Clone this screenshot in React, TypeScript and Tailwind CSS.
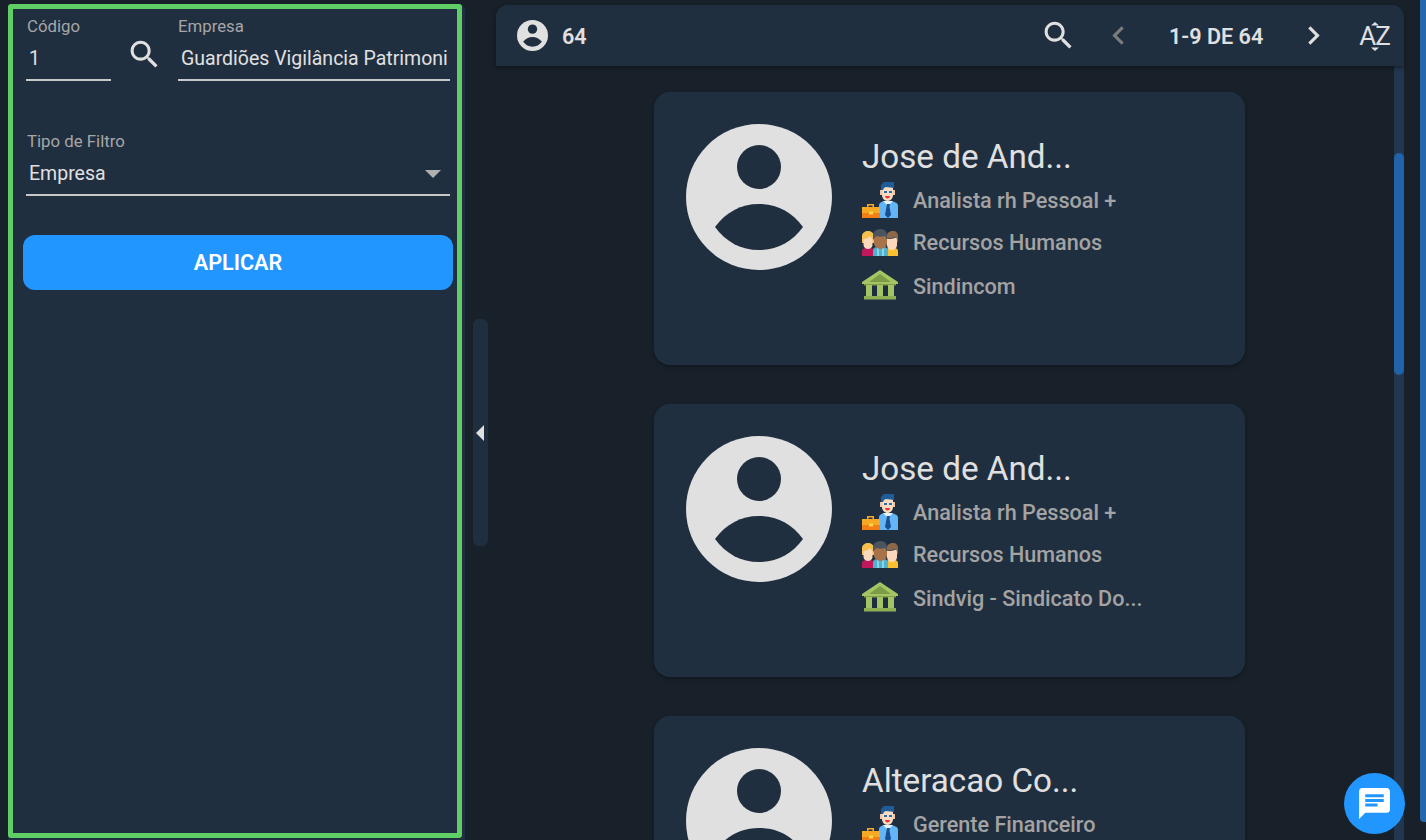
const searchPath =
  "M15.5 14h-.79l-.28-.27C15.41 12.59 16 11.11 16 9.5 16 5.91 13.09 3 9.5 3S3 5.91 3 9.5 5.91 16 9.5 16c1.61 0 3.09-.59 4.23-1.57l.27.28v.79l5 4.99L20.49 19l-4.99-5zm-6 0C7.01 14 5 11.99 5 9.5S7.01 5 9.5 5 14 7.01 14 9.5 11.99 14 9.5 14z";

function SearchIcon() {
  return (
    <svg viewBox="0 0 24 24" className="w-[37px] h-[37px] fill-[#e0e0e0] shrink-0">
      <path d={searchPath} />
    </svg>
  );
}

function Avatar({ className }: { className: string }) {
  return (
    <svg viewBox="0 0 146 146" className={className}>
      <circle cx="73" cy="73" r="73" fill="#e0e0e0" />
      <circle cx="73" cy="43" r="22" fill="#202f40" />
      <path
        d="M29 103C40 88 55 80 73 80C91 80 106 88 117 103C106 118 91 126 73 126C55 126 40 118 29 103Z"
        fill="#202f40"
      />
    </svg>
  );
}

function WorkerIcon() {
  return (
    <svg viewBox="0 0 36 36" className="w-9 h-9 shrink-0 mb-[3px]">
      <path d="M17 36V23c0-2 2-3 5-4h7c4 1 7 2 7 5v12z" fill="#64b5f6" />
      <path d="M21 19l4 4h2l4-4z" fill="#e3f2fd" />
      <path d="M25 22h3l-.5 3 1.500 8-3 3-3-3 1.500-8z" fill="#1a4f8f" />
      <rect x="18" y="8" width="3" height="5" fill="#f0c4a4" />
      <rect x="30" y="8" width="3" height="5" fill="#f0c4a4" />
      <path d="M20 4h11v9c0 3-2.500 6-5.500 6S20 16 20 13z" fill="#fbdcc2" />
      <path d="M19 8V3l3-3h10v6l-8-1-2 1-1 2z" fill="#1f5c99" />
      <rect x="22" y="9" width="3" height="2" fill="#2a6fa8" />
      <rect x="27" y="9" width="3" height="2" fill="#2a6fa8" />
      <path d="M23 14h5c0 1.500-1 2.500-2.500 2.500S23 15.500 23 14z" fill="#e53935" />
      <path d="M5 25v-3h7v3h-1.500v-1.500h-4V25z" fill="#f9a825" />
      <rect x="0" y="25" width="18" height="11" fill="#f9a825" />
      <rect x="0" y="31" width="18" height="5" fill="#f57f17" />
      <rect x="7" y="29.500" width="4" height="3" fill="#ffd54f" />
    </svg>
  );
}

function TeamIcon() {
  return (
    <svg viewBox="0 0 36 27" className="w-9 h-[27px] shrink-0 mb-px">
      <path d="M0 27v-5c0-2 2-3 4-3h6l2 3v5z" fill="#c2185b" />
      <path d="M24 27v-5l2-3h6c2 0 4 1 4 3v5z" fill="#fbc02d" />
      <path d="M0 14V7c0-3 3-5 6-5s6 2 6 5v7z" fill="#f4c04e" />
      <path d="M1.500 10c3 0 5-1 6-3l3 3v6c0 2-2 4-4.500 4S1.500 18 1.500 16z" fill="#fbd9bd" />
      <path d="M25 12V6c0-2 3-4 6-4s5 2 5 5v6h-1l-1-5-9 2z" fill="#8d6748" />
      <path d="M25 10c3 0 6 0 9-1.500l1 2V16c0 3-2.500 5-5 5s-5-2-5-5z" fill="#fad7bb" />
      <path d="M11 27v-6c0-2 2-3 5-3h5c3 0 5 1 5 3v6z" fill="#4fb3cf" />
      <rect x="15" y="19" width="2" height="8" fill="#8bd3e6" />
      <rect x="20" y="19" width="2" height="8" fill="#8bd3e6" />
      <path d="M12 6h13v8c0 3-3 6-6.500 6S12 17 12 14z" fill="#a8734a" />
      <path d="M11 11V6c0-3 3-6 7.500-6S25 3 25 6v5l-2-4c-3 1-6 1-9 0z" fill="#4a5560" />
    </svg>
  );
}

function BankIcon() {
  return (
    <svg viewBox="0 0 36 30" className="w-9 h-[30px] shrink-0 mb-[6px]">
      <path d="M18 0L36 12v2H0v-2z" fill="#a4c564" />
      <path d="M18 4l11 8H7z" fill="#7f9c45" />
      <rect x="2" y="14" width="32" height="1.500" fill="#7f9c45" />
      <rect x="4" y="15" width="6" height="11" fill="#a4c564" />
      <rect x="15" y="15" width="6" height="11" fill="#a4c564" />
      <rect x="26" y="15" width="6" height="11" fill="#a4c564" />
      <rect x="2" y="26" width="32" height="3.500" fill="#8fb052" />
    </svg>
  );
}

function Field({
  label,
  value,
  className,
  labelClass,
}: {
  label: string;
  value: string;
  className: string;
  labelClass?: string;
}) {
  return (
    <div className={className}>
      <div className={`pt-px mb-px text-[16.8px] leading-[22px] text-[#a6a6a6] ${labelClass ?? ""}`}>{label}</div>
      <div className="h-[43px] flex items-center px-[3px] border-b-2 border-[#c8c8c8] text-[19.5px] text-[#e0e0e0] overflow-hidden whitespace-nowrap">
        <span className="block overflow-hidden">{value}</span>
      </div>
    </div>
  );
}

function Card({ name, job, dept, union }: { name: string; job: string; dept: string; union: string }) {
  return (
    <article className="w-[591px] h-[273px] shrink-0 rounded-[16px] bg-[#202f40] shadow-[0_2px_4px_rgba(0,0,0,0.35)] pt-8 pl-8 flex gap-[30px]">
      <Avatar className="w-[146px] h-[146px] shrink-0" />
      <div className="pt-[9px]">
        <h2 className="h-[47px] text-[33.2px] leading-[48px] font-normal text-[#e0e0e0]">{name}</h2>
        <div className="text-[21.6px] font-medium text-[#a3a3a3]">
          <div className="h-[42px] flex items-center gap-[15px]">
            <WorkerIcon />
            <span>{job}</span>
          </div>
          <div className="h-[42px] flex items-center gap-[15px]">
            <TeamIcon />
            <span>{dept}</span>
          </div>
          <div className="h-[47px] flex items-center gap-[15px]">
            <BankIcon />
            <span>{union}</span>
          </div>
        </div>
      </div>
    </article>
  );
}

export default function App() {
  return (
    <div className="relative h-[840px] w-[1426px] overflow-hidden bg-[#18212a] flex font-[Roboto,sans-serif]">
      <aside className="w-[457px] ml-2 mt-1 shrink-0 rounded-t-[6px] bg-[#202f40]">
        <div className="w-[454px] h-[834px] border-[5px] border-[#5fcf65] rounded-[3px] pt-[5px] pl-[8px] pr-[7px]">
          <div className="flex items-start pl-[5px]">
            <Field label="Código" value="1" className="w-[85px]" labelClass="pl-px" />
            <div className="w-[67px] pt-[22px] flex justify-center">
              <SearchIcon />
            </div>
            <Field label="Empresa" value="Guardiões Vigilância Patrimonial" className="flex-1 min-w-0" />
          </div>
          <div className="relative mt-[48px] pl-[5px]">
            <Field label="Tipo de Filtro" value="Empresa" className="w-full" labelClass="pl-px" />
            <svg viewBox="0 0 16 8" className="absolute right-[9px] top-[41px] w-[16px] h-[8px] fill-[#b0b0b0]">
              <path d="M0 0h16L8 8z" />
            </svg>
          </div>
          <button className="mt-[39px] ml-[2px] pt-[2px] w-[430px] h-[55px] rounded-[12px] bg-[#2196ff] text-white text-[21.6px] font-semibold">
            APLICAR
          </button>
        </div>
      </aside>

      <div className="ml-2 mt-[319px] w-[15px] h-[227px] shrink-0 rounded-[6px] bg-[#202f40] flex items-center">
        <svg viewBox="0 0 8 16" className="ml-[3px] w-2 h-4 fill-[#e0e0e0]">
          <path d="M8 0v16L0 8z" />
        </svg>
      </div>

      <main className="ml-2 mt-[5px] w-[908px] shrink-0 flex flex-col">
        <header className="relative z-10 h-[61px] shrink-0 rounded-t-[12px] bg-[#202f40] shadow-[0_2px_4px_rgba(0,0,0,0.4)] flex items-center pl-[21px] text-[#e0e0e0] text-[21.6px] font-semibold">
          <Avatar className="w-[31px] h-[31px] shrink-0" />
          <span className="ml-[14px] pt-[3px]">64</span>
          <div className="ml-auto flex items-center">
            <SearchIcon />
            <svg viewBox="0 0 24 24" className="ml-[23px] w-[37px] h-[37px] fill-[#7c7c7c]">
              <path d="M15.41 7.41L14 6l-6 6 6 6 1.41-1.41L10.83 12z" />
            </svg>
            <span className="ml-[32px] pt-[3px] w-[100px] whitespace-nowrap">1-9 DE 64</span>
            <svg viewBox="0 0 24 24" className="ml-[26px] w-[37px] h-[37px] fill-[#e0e0e0]">
              <path d="M10 6L8.590 7.410 13.170 12l-4.580 4.590L10 18l6-6z" />
            </svg>
            <div className="relative ml-[26px] mr-[13px] w-[33px] text-[26px] leading-[30px] font-normal tracking-[-1px] text-center whitespace-nowrap">
              AZ
              <svg viewBox="0 0 8 29" className="absolute left-[13px] top-px w-2 h-[29px] fill-[#e0e0e0]">
                <path d="M4 0l4 3.500H0zM0 25.500h8l-4 3.500z" />
              </svg>
            </div>
          </div>
        </header>
        <div className="flex-1 min-h-0 flex">
          <div className="flex-1 min-w-0 overflow-hidden pt-[26px] pl-[158px] flex flex-col gap-[39px]">
            <Card name="Jose de And..." job="Analista rh Pessoal +" dept="Recursos Humanos" union="Sindincom" />
            <Card name="Jose de And..." job="Analista rh Pessoal +" dept="Recursos Humanos" union="Sindvig - Sindicato Do..." />
            <Card name="Alteracao Co..." job="Gerente Financeiro" dept="Financeiro" union="Sindincom" />
          </div>
          <div className="w-[10px] shrink-0 bg-[#22374f] pt-[87px]">
            <div className="h-[222px] rounded-[5px] bg-[#2063a8]" />
          </div>
        </div>
      </main>

      <div className="ml-auto w-[6px] h-[822px] shrink-0 rounded-bl-[4px] bg-[#2468ad]" />

      <button className="absolute left-[1344px] top-[773px] w-[61px] h-[61px] rounded-full bg-[#2196ff] flex items-center justify-center">
        <svg viewBox="0 0 24 24" className="w-[37px] h-[37px] fill-white">
          <path d="M20 2H4c-1.100 0-1.990.9-1.990 2L2 22l4-4h14c1.100 0 2-.9 2-2V4c0-1.100-.9-2-2-2zM6 9h12v2H6V9zm8 5H6v-2h8v2zm4-6H6V6h12v2z" />
        </svg>
      </button>
    </div>
  );
}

▬▬▬

--- WHAT IS ASKED ---
Copy nothing but the lines from the top of the data down to the line containing "14h-.79l-.28-.27C15.41 12.59 16", and leave the pictures out.

--- OUTPUT OF THE TASK ---
Clone this screenshot in React, TypeScript and Tailwind CSS.
const searchPath =
  "M15.5 14h-.79l-.28-.27C15.41 12.59 16 11.11 16 9.5 16 5.91 13.09 3 9.5 3S3 5.91 3 9.5 5.91 16 9.5 16c1.61 0 3.09-.59 4.23-1.57l.27.28v.79l5 4.99L20.49 19l-4.99-5zm-6 0C7.01 14 5 11.99 5 9.5S7.01 5 9.5 5 14 7.01 14 9.5 11.99 14 9.5 14z";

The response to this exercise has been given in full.